Every number on the /stt pages comes from one open harness, run against each provider's native API on recognized public audio, scored by word error rate. This page documents that harness in full, states plainly that Speko has a commercial interest, and lists exactly what v1 does and does not claim. If a metric is not yet measured, we say so and suppress it — we do not fill the gap with a guess.
The harness
The probe loads a fixed manifest of audio clips with human reference transcripts, sends each clip to every provider, and scores the returned text against the reference. Each provider is reached through its own native API with our own key — not through the Speko gateway — so Speko is not in the measurement path.
- Driver
-
speko-bench-cli(TypeScript / Bun). Same clips, same parameters, every provider — re-runnable on each new model release. - Endpoints
- Native provider APIs, called directly (transcription endpoints), temperature 0, no prompt biasing or domain hints — a clean baseline measured identically for everyone.
- Scoring
- Word Error Rate (word-level Levenshtein) with a Unicode-safe normalizer: NFC + lowercase, hyphens split, spelled-out numbers folded to digits (so "twentieth" matches "20th"), punctuation stripped. Bootstrap 95% CIs.
- Artifact
- Every run saves the per-clip reference and hypothesis, so any number can be re-scored offline with no new API calls — a fixed scorer change re-prices history for free.
Corpora
The headline WER is a balanced mean across three clean-English corpora, 50 clips each. They are chosen for diversity of speaking style, so a single easy domain can't flatter a provider.
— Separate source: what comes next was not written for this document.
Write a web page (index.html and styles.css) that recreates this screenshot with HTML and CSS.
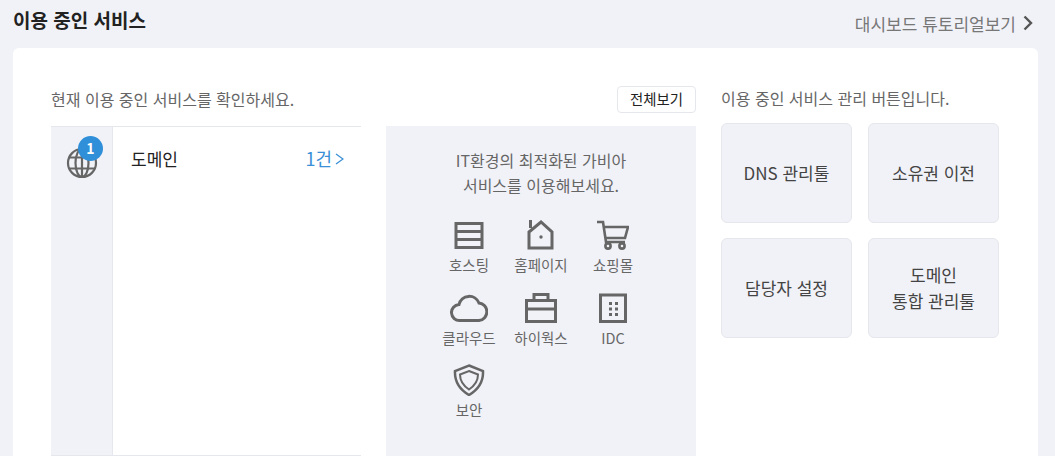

| Corpus | Domain | Clips | Note |
|---|---|---|---|
| VoxPopuli | European-Parliament speech · 38 speakers | 50 clean English | Formal, real (not read-aloud) speech. |
| FLEURS | Read Wikipedia sentences (Google FLEURS) | 50 clean English | Recognized public corpus; number-heavy text. |
| MultiMed | Medical / scientific talks | 50 clean English | Domain vocabulary; where providers separate most. |
Speko runs the benchmark and sells a routing product.
State it plainly: Speko sells a voice-routing product, so a benchmark we publish has a commercial stake. We don't pretend otherwise. Here is what keeps it trustworthy in spite of that:
- Native APIs, not our gateway. Each provider is measured through its own transcription endpoint with our own key, so the Speko gateway is not in the measurement path and cannot tilt a result.
- Public corpora, open scorer. VoxPopuli, FLEURS, and MultiMed are recognized public datasets; WER is a standard metric and the exact normalizer is documented above — not a private scoring service.
- Identical treatment. Same clips, temperature 0, no prompt biasing for anyone. No provider gets a domain hint another doesn't.
- Re-scorable. Per-clip transcripts are saved, so the numbers can be independently re-scored — which is how the 2026-06-01 normalizer fix was applied to history without re-running anything.
What v1 does NOT claim.
The scope of v1 is narrow on purpose. Reading a chart as broader than this list is a misread, not a finding.
- — English only. Every published number is clean English; other languages are not yet measured.
- — Three corpora only: VoxPopuli (parliamentary), FLEURS (read), MultiMed (medical). Spontaneous, conversational, and noisy real-world speech are out of scope.
- — n=150 for the headline WER. Confidence intervals are wide (~±2 pts), so the top two providers are a statistical tie — read the ranking as tiers, not places.
- — Latency is end-to-end from a single location, so it includes network RTT. Per-region p99 ships later with a multi-region probe fleet — a Tokyo number must not be compared with a us-east-1 one.
- — Only two territories are measured: headline WER and silence-hallucination (Forensics). The other territories show "not yet measured" until their probes run — we never fill the gap with a guess.
- — The robustness/degradation profile uses ffmpeg-derived synthetic noise (phone codec, white/pink noise, reverb), not field recordings — treat it as indicative of synthetic degradation, not real-world acoustics.